Rows from a dataset of pages and code
--------
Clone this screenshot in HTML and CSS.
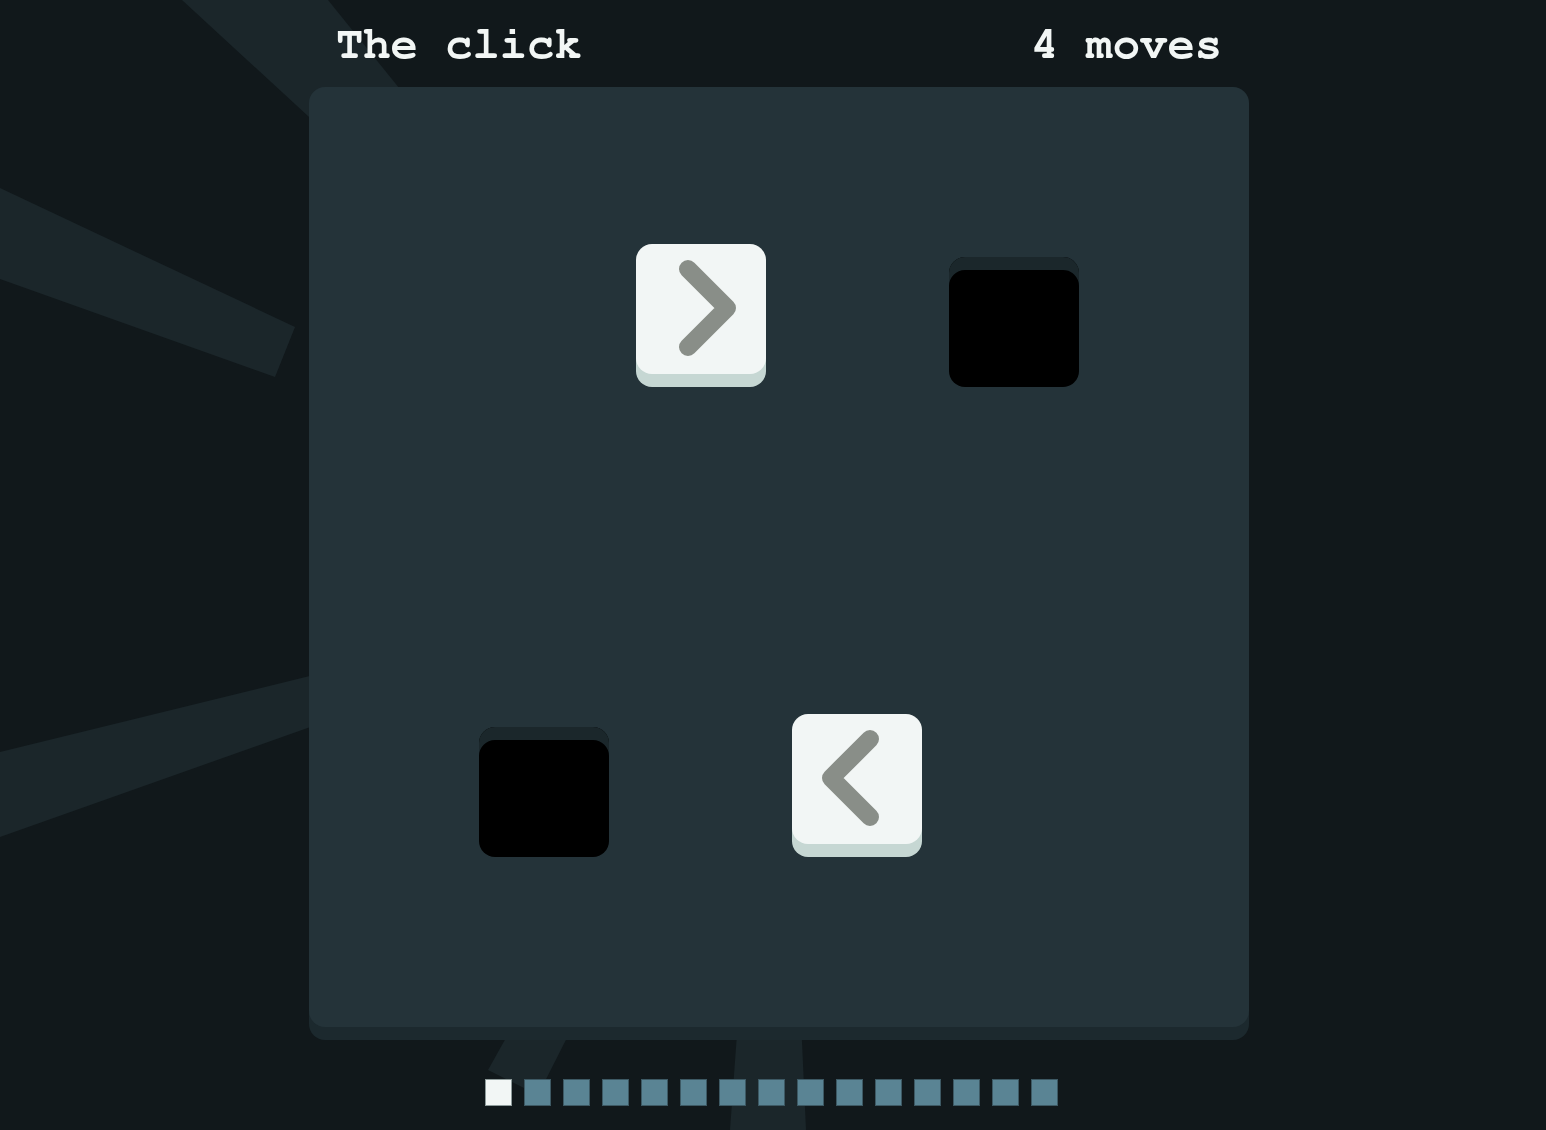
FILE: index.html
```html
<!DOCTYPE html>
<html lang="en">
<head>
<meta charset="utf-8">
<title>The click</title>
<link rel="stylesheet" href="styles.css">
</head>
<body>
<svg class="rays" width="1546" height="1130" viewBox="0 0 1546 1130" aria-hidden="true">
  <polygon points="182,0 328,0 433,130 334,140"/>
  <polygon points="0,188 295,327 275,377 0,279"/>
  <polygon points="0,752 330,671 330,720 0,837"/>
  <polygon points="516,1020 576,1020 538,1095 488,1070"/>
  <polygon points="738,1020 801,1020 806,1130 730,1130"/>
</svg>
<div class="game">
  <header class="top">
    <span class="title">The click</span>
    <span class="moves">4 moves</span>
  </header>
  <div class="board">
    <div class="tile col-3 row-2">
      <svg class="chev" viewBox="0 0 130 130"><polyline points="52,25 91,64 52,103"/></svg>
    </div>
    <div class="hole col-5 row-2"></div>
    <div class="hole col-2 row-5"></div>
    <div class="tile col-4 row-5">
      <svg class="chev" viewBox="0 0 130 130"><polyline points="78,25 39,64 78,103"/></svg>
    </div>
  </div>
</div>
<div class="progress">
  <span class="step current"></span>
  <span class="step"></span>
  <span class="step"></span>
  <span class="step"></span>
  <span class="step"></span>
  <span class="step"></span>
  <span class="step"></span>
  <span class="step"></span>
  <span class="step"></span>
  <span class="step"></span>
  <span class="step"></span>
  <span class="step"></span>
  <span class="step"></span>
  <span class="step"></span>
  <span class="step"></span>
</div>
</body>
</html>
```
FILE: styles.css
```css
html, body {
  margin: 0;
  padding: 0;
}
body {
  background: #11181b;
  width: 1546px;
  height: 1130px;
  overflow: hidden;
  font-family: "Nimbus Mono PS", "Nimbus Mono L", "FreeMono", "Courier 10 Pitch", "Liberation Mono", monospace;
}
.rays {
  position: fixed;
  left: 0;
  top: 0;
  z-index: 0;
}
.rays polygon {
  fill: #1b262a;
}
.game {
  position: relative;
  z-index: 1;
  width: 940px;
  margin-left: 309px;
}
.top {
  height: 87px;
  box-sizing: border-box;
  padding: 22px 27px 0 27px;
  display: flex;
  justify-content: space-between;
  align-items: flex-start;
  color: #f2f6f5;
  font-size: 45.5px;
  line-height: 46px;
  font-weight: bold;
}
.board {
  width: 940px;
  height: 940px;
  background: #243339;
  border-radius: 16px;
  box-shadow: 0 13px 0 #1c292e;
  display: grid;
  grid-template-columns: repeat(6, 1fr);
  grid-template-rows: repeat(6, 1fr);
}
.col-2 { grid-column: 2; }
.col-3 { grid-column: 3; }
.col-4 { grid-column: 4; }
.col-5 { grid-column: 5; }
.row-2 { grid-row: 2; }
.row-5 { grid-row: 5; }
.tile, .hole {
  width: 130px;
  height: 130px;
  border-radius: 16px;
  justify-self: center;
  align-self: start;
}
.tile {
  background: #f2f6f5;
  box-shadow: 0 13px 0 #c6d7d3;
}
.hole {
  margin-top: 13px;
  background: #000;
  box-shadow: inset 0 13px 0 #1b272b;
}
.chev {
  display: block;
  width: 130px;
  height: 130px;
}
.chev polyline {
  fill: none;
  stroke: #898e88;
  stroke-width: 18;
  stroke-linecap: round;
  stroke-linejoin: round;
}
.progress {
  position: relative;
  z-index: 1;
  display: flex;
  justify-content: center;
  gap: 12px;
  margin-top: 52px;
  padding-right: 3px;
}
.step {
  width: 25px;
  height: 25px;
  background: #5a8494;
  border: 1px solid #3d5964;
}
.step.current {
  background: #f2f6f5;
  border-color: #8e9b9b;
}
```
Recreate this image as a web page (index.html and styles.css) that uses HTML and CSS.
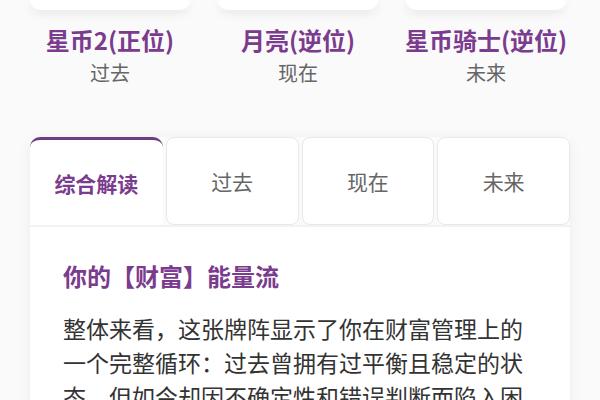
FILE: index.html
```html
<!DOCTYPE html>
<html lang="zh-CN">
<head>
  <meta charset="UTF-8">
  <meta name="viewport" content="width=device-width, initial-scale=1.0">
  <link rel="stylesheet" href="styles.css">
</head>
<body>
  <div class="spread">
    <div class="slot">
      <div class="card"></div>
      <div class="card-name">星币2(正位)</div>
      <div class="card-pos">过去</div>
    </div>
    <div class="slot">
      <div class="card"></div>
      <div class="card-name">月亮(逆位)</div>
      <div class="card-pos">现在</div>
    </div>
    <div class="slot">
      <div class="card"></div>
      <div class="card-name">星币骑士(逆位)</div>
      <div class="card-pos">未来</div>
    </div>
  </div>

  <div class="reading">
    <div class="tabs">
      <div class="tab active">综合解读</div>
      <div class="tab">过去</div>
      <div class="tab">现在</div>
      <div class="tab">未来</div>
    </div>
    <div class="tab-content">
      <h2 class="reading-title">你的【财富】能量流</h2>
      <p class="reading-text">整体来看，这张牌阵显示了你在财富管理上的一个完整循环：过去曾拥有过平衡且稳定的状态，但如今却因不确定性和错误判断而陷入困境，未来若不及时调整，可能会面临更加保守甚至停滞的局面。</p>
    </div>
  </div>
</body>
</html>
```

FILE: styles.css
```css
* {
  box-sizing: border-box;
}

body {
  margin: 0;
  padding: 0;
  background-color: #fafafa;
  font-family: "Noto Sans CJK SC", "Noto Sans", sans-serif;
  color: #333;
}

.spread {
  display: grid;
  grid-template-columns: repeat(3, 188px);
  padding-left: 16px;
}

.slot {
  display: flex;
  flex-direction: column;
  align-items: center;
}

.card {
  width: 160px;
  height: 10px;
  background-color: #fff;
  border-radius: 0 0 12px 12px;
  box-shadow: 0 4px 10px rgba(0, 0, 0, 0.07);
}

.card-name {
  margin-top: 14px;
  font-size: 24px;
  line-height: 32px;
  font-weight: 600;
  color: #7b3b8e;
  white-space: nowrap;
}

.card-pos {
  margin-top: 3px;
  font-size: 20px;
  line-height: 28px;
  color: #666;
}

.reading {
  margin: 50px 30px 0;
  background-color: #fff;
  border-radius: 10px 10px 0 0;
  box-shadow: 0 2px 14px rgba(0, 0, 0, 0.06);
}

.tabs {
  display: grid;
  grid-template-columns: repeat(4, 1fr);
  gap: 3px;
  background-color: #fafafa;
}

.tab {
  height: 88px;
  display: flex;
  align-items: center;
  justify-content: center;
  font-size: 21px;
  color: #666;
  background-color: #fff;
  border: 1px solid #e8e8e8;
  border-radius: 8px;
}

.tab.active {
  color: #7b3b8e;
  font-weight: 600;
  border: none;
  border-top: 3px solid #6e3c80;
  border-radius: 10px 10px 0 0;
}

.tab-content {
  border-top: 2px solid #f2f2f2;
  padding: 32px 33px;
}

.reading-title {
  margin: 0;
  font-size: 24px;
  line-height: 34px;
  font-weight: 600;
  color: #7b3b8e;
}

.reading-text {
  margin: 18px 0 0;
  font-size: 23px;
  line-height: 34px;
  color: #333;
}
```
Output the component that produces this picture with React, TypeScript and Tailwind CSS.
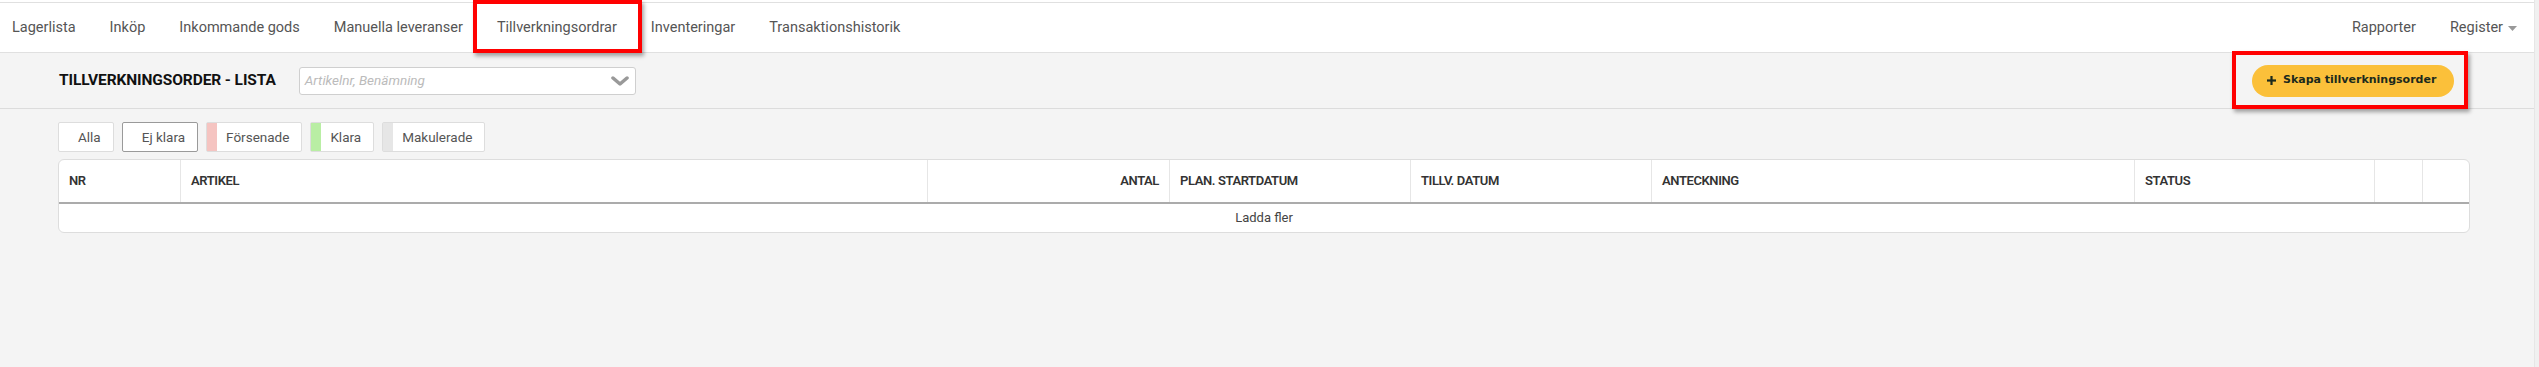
--------
_Written request_
Every record is to be reproduced exactly, with no pictures included.

_Correct response_
Clone this screenshot in HTML and CSS.
FILE: index.html
```html
<!DOCTYPE html>
<html lang="en">
<head>
<meta charset="utf-8">
<title>The click</title>
<link rel="stylesheet" href="styles.css">
</head>
<body>
<svg class="rays" width="1546" height="1130" viewBox="0 0 1546 1130" aria-hidden="true">
  <polygon points="182,0 328,0 433,130 334,140"/>
  <polygon points="0,188 295,327 275,377 0,279"/>
  <polygon points="0,752 330,671 330,720 0,837"/>
  <polygon points="516,1020 576,1020 538,1095 488,1070"/>
  <polygon points="738,1020 801,1020 806,1130 730,1130"/>
</svg>
<div class="game">
  <header class="top">
    <span class="title">The click</span>
    <span class="moves">4 moves</span>
  </header>
  <div class="board">
    <div class="tile col-3 row-2">
      <svg class="chev" viewBox="0 0 130 130"><polyline points="52,25 91,64 52,103"/></svg>
    </div>
    <div class="hole col-5 row-2"></div>
    <div class="hole col-2 row-5"></div>
    <div class="tile col-4 row-5">
      <svg class="chev" viewBox="0 0 130 130"><polyline points="78,25 39,64 78,103"/></svg>
    </div>
  </div>
</div>
<div class="progress">
  <span class="step current"></span>
  <span class="step"></span>
  <span class="step"></span>
  <span class="step"></span>
  <span class="step"></span>
  <span class="step"></span>
  <span class="step"></span>
  <span class="step"></span>
  <span class="step"></span>
  <span class="step"></span>
  <span class="step"></span>
  <span class="step"></span>
  <span class="step"></span>
  <span class="step"></span>
  <span class="step"></span>
</div>
</body>
</html>
```
FILE: styles.css
```css
html, body {
  margin: 0;
  padding: 0;
}
body {
  background: #11181b;
  width: 1546px;
  height: 1130px;
  overflow: hidden;
  font-family: "Nimbus Mono PS", "Nimbus Mono L", "FreeMono", "Courier 10 Pitch", "Liberation Mono", monospace;
}
.rays {
  position: fixed;
  left: 0;
  top: 0;
  z-index: 0;
}
.rays polygon {
  fill: #1b262a;
}
.game {
  position: relative;
  z-index: 1;
  width: 940px;
  margin-left: 309px;
}
.top {
  height: 87px;
  box-sizing: border-box;
  padding: 22px 27px 0 27px;
  display: flex;
  justify-content: space-between;
  align-items: flex-start;
  color: #f2f6f5;
  font-size: 45.5px;
  line-height: 46px;
  font-weight: bold;
}
.board {
  width: 940px;
  height: 940px;
  background: #243339;
  border-radius: 16px;
  box-shadow: 0 13px 0 #1c292e;
  display: grid;
  grid-template-columns: repeat(6, 1fr);
  grid-template-rows: repeat(6, 1fr);
}
.col-2 { grid-column: 2; }
.col-3 { grid-column: 3; }
.col-4 { grid-column: 4; }
.col-5 { grid-column: 5; }
.row-2 { grid-row: 2; }
.row-5 { grid-row: 5; }
.tile, .hole {
  width: 130px;
  height: 130px;
  border-radius: 16px;
  justify-self: center;
  align-self: start;
}
.tile {
  background: #f2f6f5;
  box-shadow: 0 13px 0 #c6d7d3;
}
.hole {
  margin-top: 13px;
  background: #000;
  box-shadow: inset 0 13px 0 #1b272b;
}
.chev {
  display: block;
  width: 130px;
  height: 130px;
}
.chev polyline {
  fill: none;
  stroke: #898e88;
  stroke-width: 18;
  stroke-linecap: round;
  stroke-linejoin: round;
}
.progress {
  position: relative;
  z-index: 1;
  display: flex;
  justify-content: center;
  gap: 12px;
  margin-top: 52px;
  padding-right: 3px;
}
.step {
  width: 25px;
  height: 25px;
  background: #5a8494;
  border: 1px solid #3d5964;
}
.step.current {
  background: #f2f6f5;
  border-color: #8e9b9b;
}
```
Recreate this image as a web page (index.html and styles.css) that uses HTML and CSS.
FILE: index.html
```html
<!DOCTYPE html>
<html lang="zh-CN">
<head>
  <meta charset="UTF-8">
  <meta name="viewport" content="width=device-width, initial-scale=1.0">
  <link rel="stylesheet" href="styles.css">
</head>
<body>
  <div class="spread">
    <div class="slot">
      <div class="card"></div>
      <div class="card-name">星币2(正位)</div>
      <div class="card-pos">过去</div>
    </div>
    <div class="slot">
      <div class="card"></div>
      <div class="card-name">月亮(逆位)</div>
      <div class="card-pos">现在</div>
    </div>
    <div class="slot">
      <div class="card"></div>
      <div class="card-name">星币骑士(逆位)</div>
      <div class="card-pos">未来</div>
    </div>
  </div>

  <div class="reading">
    <div class="tabs">
      <div class="tab active">综合解读</div>
      <div class="tab">过去</div>
      <div class="tab">现在</div>
      <div class="tab">未来</div>
    </div>
    <div class="tab-content">
      <h2 class="reading-title">你的【财富】能量流</h2>
      <p class="reading-text">整体来看，这张牌阵显示了你在财富管理上的一个完整循环：过去曾拥有过平衡且稳定的状态，但如今却因不确定性和错误判断而陷入困境，未来若不及时调整，可能会面临更加保守甚至停滞的局面。</p>
    </div>
  </div>
</body>
</html>
```

FILE: styles.css
```css
* {
  box-sizing: border-box;
}

body {
  margin: 0;
  padding: 0;
  background-color: #fafafa;
  font-family: "Noto Sans CJK SC", "Noto Sans", sans-serif;
  color: #333;
}

.spread {
  display: grid;
  grid-template-columns: repeat(3, 188px);
  padding-left: 16px;
}

.slot {
  display: flex;
  flex-direction: column;
  align-items: center;
}

.card {
  width: 160px;
  height: 10px;
  background-color: #fff;
  border-radius: 0 0 12px 12px;
  box-shadow: 0 4px 10px rgba(0, 0, 0, 0.07);
}

.card-name {
  margin-top: 14px;
  font-size: 24px;
  line-height: 32px;
  font-weight: 600;
  color: #7b3b8e;
  white-space: nowrap;
}

.card-pos {
  margin-top: 3px;
  font-size: 20px;
  line-height: 28px;
  color: #666;
}

.reading {
  margin: 50px 30px 0;
  background-color: #fff;
  border-radius: 10px 10px 0 0;
  box-shadow: 0 2px 14px rgba(0, 0, 0, 0.06);
}

.tabs {
  display: grid;
  grid-template-columns: repeat(4, 1fr);
  gap: 3px;
  background-color: #fafafa;
}

.tab {
  height: 88px;
  display: flex;
  align-items: center;
  justify-content: center;
  font-size: 21px;
  color: #666;
  background-color: #fff;
  border: 1px solid #e8e8e8;
  border-radius: 8px;
}

.tab.active {
  color: #7b3b8e;
  font-weight: 600;
  border: none;
  border-top: 3px solid #6e3c80;
  border-radius: 10px 10px 0 0;
}

.tab-content {
  border-top: 2px solid #f2f2f2;
  padding: 32px 33px;
}

.reading-title {
  margin: 0;
  font-size: 24px;
  line-height: 34px;
  font-weight: 600;
  color: #7b3b8e;
}

.reading-text {
  margin: 18px 0 0;
  font-size: 23px;
  line-height: 34px;
  color: #333;
}
```
Output the component that produces this picture with React, TypeScript and Tailwind CSS.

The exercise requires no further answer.